The director has himself reached a stage in his life and career where he was ready to help draw tear-jerkingly moving performances out of two deeply experienced actors. Not that he wasn’t a little intimidated at first.

“People like James Cromwell and Geneviève Bujold very quickly work out whether you know what you’re doing or not,” he says. In turn, they brought work ethic and thoughtfulness to the project.

Speaking of tales of persecution, McGowan believes he got his own bitter taste of it in 2010, when his Score: A Hockey Musical was TIFF’s big kickoff title. The lighthearted movie was slammed into the boards by the press and largely left on the bench by audiences despite the reviews being so-so as opposed to terrible. Such a rough tumble from high expectations might have driven less determined souls out of the movie business altogether.

“All of us that worked on it are all still disappointed, dealing with why it didn’t work at the box office. I felt like it was just unfairly bashed for being what it was trying to be,” McGowan says. “In my mind I thought the success of One Week would give us a bit of a break. I’m defensive about it because it didn’t do what we wanted it to do, but I’m not dismissive of it. When we opened TIFF, it was an incredible night.”

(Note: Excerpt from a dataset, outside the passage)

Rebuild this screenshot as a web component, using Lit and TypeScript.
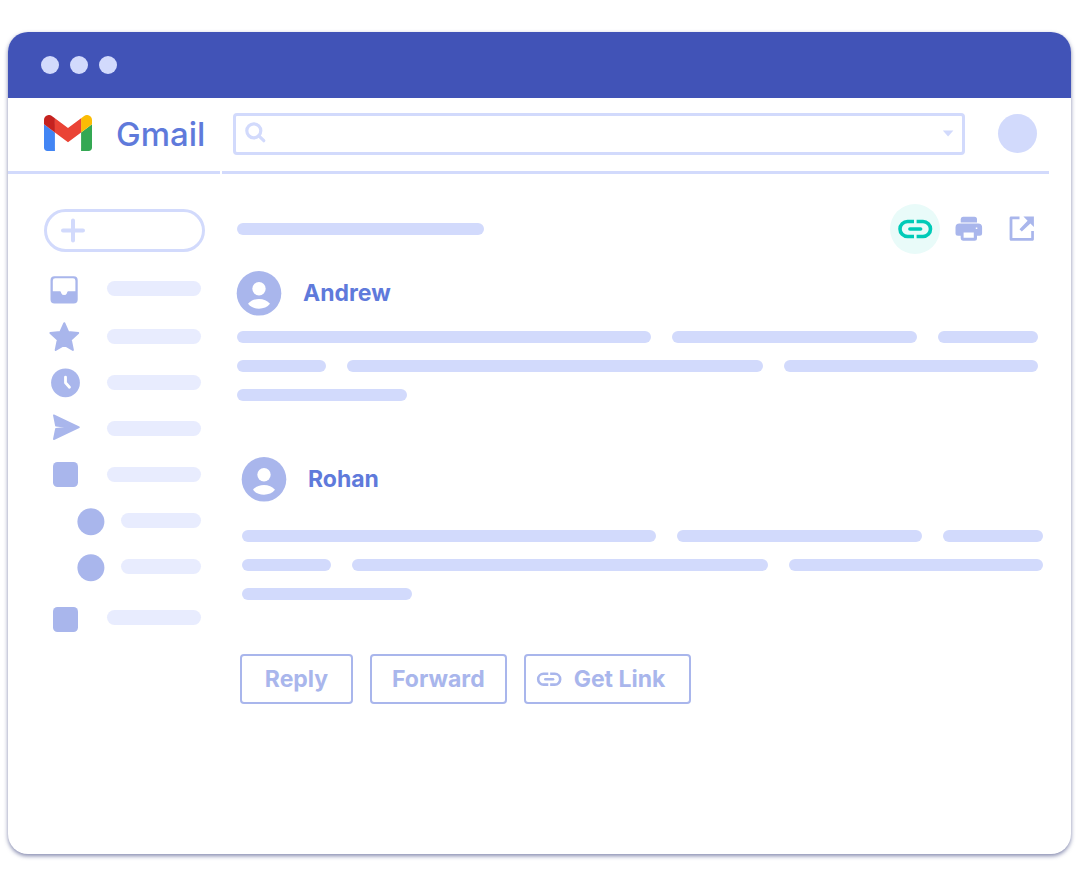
import { LitElement, html, svg, css } from "lit";
import { customElement, property } from "lit/decorators.js";

type Row = { icon: string; label: string; nested?: boolean; kind?: string };

const glyphs: Record<string, unknown> = {
  inbox: svg`<path fill-rule="evenodd" d="M5.5 3.2h19.2a4 4 0 0 1 4 4v19.2a4 4 0 0 1-4 4H5.5a4 4 0 0 1-4-4V7.200a4 4 0 0 1 4-4zM6.200 5.300a2.400 2.400 0 0 0-2.400 2.400V18.200h7.200c1 0 .9 1 1.300 2a3 3 0 0 0 5.600 0c.4-1 .3-2 1.300-2h7.200V7.700a2.400 2.400 0 0 0-2.400-2.400z"/>`,
  star: svg`<path stroke="currentColor" stroke-width="2" stroke-linejoin="round" d="M15.300 2.200l3.900 8.800 10 1-7.400 6.700 2.100 10.200-8.600-5-8.600 5 2.100-10.200L1.400 12l10-1z"/>`,
  clock: svg`<circle cx="16.500" cy="15.800" r="14.400"/><path d="M16.500 10.100v5.700l4 4.500" fill="none" stroke="#fff" stroke-width="2.800" stroke-linecap="round" stroke-linejoin="round"/>`,
  send: svg`<path stroke="currentColor" stroke-width="1.600" stroke-linejoin="round" d="M4.800 2.200L30 14.200 4.800 26.200l2.100-10.400 13-1.600-13-1.600z"/>`,
  square: svg`<rect x="4" y="3" width="25" height="25" rx="4.500"/>`,
  label: svg`<rect x="4" y="5" width="25" height="25" rx="4.500"/>`,
  dot: svg`<circle cx="15.900" cy="16.700" r="13.500"/>`,
};

@customElement("link-glyph")
class LinkGlyph extends LitElement {
  static styles = css`
    :host { display: block; }
    svg { display: block; width: 100%; height: auto; }
  `;
  render() {
    return html`<svg viewBox="0 0 36 20" fill="none" stroke="currentColor" stroke-width="3.600" aria-hidden="true">
      <path d="M17 2.500H10.500a7.500 7.500 0 0 0 0 15H17M19.600 2.500H26a7.500 7.500 0 0 1 0 15h-6.400" />
      <path d="M12.900 10h10.700" stroke-linecap="round" />
    </svg>`;
  }
}

@customElement("mail-message")
class MailMessage extends LitElement {
  @property() sender = "";
  @property({ attribute: false }) lines: number[][] = [];

  static styles = css`
    :host { display: block; }
    .head { display: flex; align-items: center; gap: 22px; }
    .face { width: 44px; height: 44px; display: block; color: #a9b6ec; overflow: visible; }
    .name { margin: 0; font-size: 23px; line-height: 30px; font-weight: 700; color: #5f7adb; }
    .body { display: grid; gap: 17px; margin-top: var(--body-gap, 16px); }
    .line { display: flex; gap: 21px; }
    .bar { height: 12px; border-radius: 6px; background: #d2dafc; flex-shrink: 1; flex-basis: 0; min-width: 0; }
    .rest { flex-basis: 0; }
  `;

  render() {
    return html`
      <article>
        <header class="head">
          <svg class="face" viewBox="0 0 44 44" aria-hidden="true">
            <circle cx="22" cy="22.300" r="22.300" fill="currentColor" />
            <circle cx="22" cy="17.800" r="6.700" fill="#fff" />
            <path d="M11 32.800c2.600-3.400 6.600-4.900 11-4.900s8.400 1.500 11 4.900c-2.600 3.300-6.600 4.900-11 4.900s-8.400-1.600-11-4.900z" fill="#fff" />
          </svg>
          <h2 class="name">${this.sender}</h2>
        </header>
        <div class="body">
          ${this.lines.map(
            (line) => html`<div class="line">
              ${line.map((part) =>
                part > 0
                  ? html`<span class="bar" style="flex-grow:${part}"></span>`
                  : html`<span class="rest" style="flex-grow:${-part}"></span>`
              )}
            </div>`
          )}
        </div>
      </article>
    `;
  }
}

@customElement("app-root")
class AppRoot extends LitElement {
  rows: Row[] = [
    { icon: "inbox", label: "Inbox", kind: "first" },
    { icon: "star", label: "Starred" },
    { icon: "clock", label: "Snoozed" },
    { icon: "send", label: "Sent" },
    { icon: "square", label: "Labels" },
    { icon: "dot", label: "Label one", nested: true },
    { icon: "dot", label: "Label two", nested: true },
    { icon: "label", label: "More", kind: "last" },
  ];

  lines = [[414, 245, 100], [89, 416, 254], [170, -610]];

  static styles = css`
    :host {
      display: flex;
      box-sizing: border-box;
      min-height: 100vh;
      padding: 32px 9px 26px 8px;
      background: #fff;
      font-family: "Inter", "Open Sans", sans-serif;
      color: #5f7adb;
    }
    * { box-sizing: border-box; }
    button { font: inherit; color: inherit; background: none; border: 0; padding: 0; cursor: pointer; }
    svg { display: block; }
    .window {
      flex: 1;
      display: flex;
      flex-direction: column;
      border-radius: 20px;
      overflow: hidden;
      background: #fff;
      box-shadow: 0 2px 4px rgba(50, 58, 120, 0.6);
    }
    .titlebar { display: flex; align-items: center; gap: 11px; height: 66px; padding-left: 33px; background: #4153b7; }
    .light { width: 18px; height: 18px; border-radius: 50%; background: #d2dafc; }
    .top { display: grid; grid-template-columns: 212px 1fr; column-gap: 2px; padding-right: 22px; }
    .brand, .tools { display: flex; align-items: center; height: 76px; border-bottom: 3px solid #d2dafc; }
    .brand { gap: 24px; padding-left: 36px; padding-bottom: 4px; }
    .logo { width: 48px; height: 36px; flex: none; }
    .wordmark { margin: 0; font-size: 33px; line-height: 36px; font-weight: 500; padding-top: 2px; }
    .tools { gap: 33px; padding: 0 12px 2px 11px; }
    .search { flex: 1; display: flex; align-items: center; height: 42px; padding: 0 8px 0 9px; border: 3px solid #d2dafc; border-radius: 4px; color: #d2dafc; }
    .search label { flex: none; padding-bottom: 2px; }
    .field { flex: 1; min-width: 0; height: 30px; padding: 0 8px; border: 0; outline: 0; background: none; font: 16px "Inter", sans-serif; color: #5f7adb; }
    .profile { width: 39px; height: 39px; border-radius: 50%; background: #d2dafc; }
    .columns { flex: 1; display: grid; grid-template-columns: 197px 1fr; column-gap: 32px; }
    .side { padding: 35px 0 0 36px; }
    .compose { display: flex; align-items: center; width: 100%; height: 43px; padding-left: 14px; border: 3px solid #d2dafc; border-radius: 22px; color: #d2dafc; }
    .folders { list-style: none; display: grid; gap: 1px; margin: 15px 0 0; padding: 0 4px 0 5px; }
    .folder { display: flex; align-items: center; gap: 27px; height: 45px; color: #a9b6ec; }
    .first { height: 43px; margin-bottom: 3px; }
    .last { margin-top: 5px; }
    .nested { padding-left: 26px; gap: 15px; }
    .glyph { width: 31px; height: 31px; flex: none; overflow: visible; }
    .caption { flex: 1; height: 15px; border-radius: 8px; background: #e8ecfe; }
    .main { padding: 30px 28px 32px 0; }
    .subject { display: flex; align-items: center; height: 50px; padding-right: 8px; }
    .title { width: 247px; height: 12px; border-radius: 6px; background: #d2dafc; margin-right: auto; }
    .linkbtn { display: grid; place-items: center; width: 50px; height: 50px; margin-right: 15px; border-radius: 50%; background: #e9fbf9; color: #00cbb8; }
    .linkbtn link-glyph { width: 36px; }
    .tool { color: #a9b6ec; }
    .open { margin-left: 26px; }
    .one { margin: 17px 5px 0 0; }
    .two { margin: 56px 0 0 5px; --body-gap: 29px; }
    .actions { display: flex; gap: 17px; margin: 54px 0 0 3px; }
    .action { display: flex; align-items: center; justify-content: center; gap: 12px; height: 50px; border: 2px solid #a9b6ec; border-radius: 4px; color: #a9b6ec; font-size: 23px; line-height: 30px; font-weight: 700; padding: 0 20px; min-width: 113px; }
    .withicon { padding: 0 24px 0 10px; }
    .withicon link-glyph { width: 26px; }
  `;

  render() {
    return html`
      <div class="window">
        <div class="titlebar"><span class="light"></span><span class="light"></span><span class="light"></span></div>
        <header class="top">
          <div class="brand">
            <svg class="logo" viewBox="52 42 88 66" aria-hidden="true">
              <path fill="#4285f4" d="M58 108h14V74L52 59v43c0 3.320 2.690 6 6 6" />
              <path fill="#34a853" d="M120 108h14c3.320 0 6-2.690 6-6V59l-20 15" />
              <path fill="#fbbc04" d="M120 48v26l20-15v-8c0-7.420-8.470-11.650-14.400-7.200" />
              <path fill="#ea4335" d="M72 74V48l24 18 24-18v26L96 92" />
              <path fill="#c5221f" d="M52 51v8l20 15V48l-5.600-4.200c-5.940-4.450-14.400-.220-14.400 7.200" />
            </svg>
            <h1 class="wordmark">Gmail</h1>
          </div>
          <div class="tools">
            <div class="search">
              <label for="query" aria-label="Search mail">
                <svg width="22" height="22" viewBox="0 0 22 22" fill="none" stroke="currentColor" stroke-width="3.200" stroke-linecap="round">
                  <circle cx="8.800" cy="8.800" r="7" /><path d="M13.800 13.800l5 4.900" />
                </svg>
              </label>
              <input class="field" id="query" type="search" />
              <button aria-label="Search options">
                <svg width="12" height="7" viewBox="0 0 12 7" fill="currentColor"><path d="M.8.500h10.600L6.100 6.500z" /></svg>
              </button>
            </div>
            <button class="profile" aria-label="Account"></button>
          </div>
        </header>
        <div class="columns">
          <nav class="side">
            <button class="compose" aria-label="Compose">
              <svg width="24" height="25" viewBox="0 0 24 25" stroke="currentColor" stroke-width="4" stroke-linecap="round"><path d="M12 2.500v20M2 12.500h20" /></svg>
            </button>
            <ul class="folders">
              ${this.rows.map(
                (row) => html`<li class="folder ${row.nested ? "nested" : ""} ${row.kind ?? ""}" aria-label=${row.label}>
                  <svg class="glyph" viewBox="0 0 31 31" fill="currentColor" aria-hidden="true">${glyphs[row.icon]}</svg>
                  <span class="caption"></span>
                </li>`
              )}
            </ul>
          </nav>
          <main class="main">
            <div class="subject">
              <span class="title"></span>
              <button class="linkbtn" aria-label="Get link"><link-glyph></link-glyph></button>
              <button class="tool" aria-label="Print">
                <svg width="28" height="26" viewBox="0 0 28 26" fill="currentColor">
                  <path d="M8 .8h11.500a2.500 2.500 0 0 1 2.500 2.500v3.200H5.700V3.300A2.500 2.500 0 0 1 8 .8z" />
                  <path fill-rule="evenodd" d="M4.500 7.500h18.600a4 4 0 0 1 4 4v5.700a2.500 2.500 0 0 1-2.500 2.500H22v2.600a2.500 2.500 0 0 1-2.500 2.500H8a2.500 2.500 0 0 1-2.300-2.500v-2.600H3a2.500 2.500 0 0 1-2.500-2.500v-5.700a4 4 0 0 1 4-4zM8.600 16.600v5.200h10.200v-5.200zM20.800 11.600v1.400h1.500v-1.400z" />
                </svg>
              </button>
              <button class="tool open" aria-label="Open in new window">
                <svg width="26" height="26" viewBox="0 0 26 26" fill="currentColor">
                  <path d="M10.500.5v2.700H3.400v18.900h18.800v-7h2.700v8.200c0 .9-.6 1.500-1.500 1.500H2.100c-.9 0-1.500-.6-1.500-1.500V2c0-.9.6-1.500 1.500-1.500z" />
                  <path d="M14.400.5h10.500V11l-3.500-3.500-8.600 8.100-2.300-2.300L18.600 4.700z" />
                </svg>
              </button>
            </div>
            <mail-message class="one" sender="Andrew" .lines=${this.lines}></mail-message>
            <mail-message class="two" sender="Rohan" .lines=${this.lines}></mail-message>
            <div class="actions">
              <button class="action">Reply</button>
              <button class="action">Forward</button>
              <button class="action withicon"><link-glyph></link-glyph>Get Link</button>
            </div>
          </main>
        </div>
      </div>
    `;
  }
}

Still is being introduced much more quietly at TIFF 2012; the production is pointedly avoiding attracting a lot of press attention. It has the potential to connect with audiences in a way Score didn’t, but it will only have its general release next spring and it doesn’t make sense for the film to use up its share of media attention this early.

In the meantime, McGowan is trying to move other projects forward. He’s already dealt with adolescence, twentysomething malaise and now old age. Next, I suggest, it would be fitting for my old teacher to share with us a story about how to navigate this middle part of life we both find ourselves in, between one’s thirties and fifties.

As he marvels about Morrison’s determination, the 46-year-old director wonders: “What’s the right age for any of us to give up?”

The answer, as implied by everything McGowan has done in his career, is never.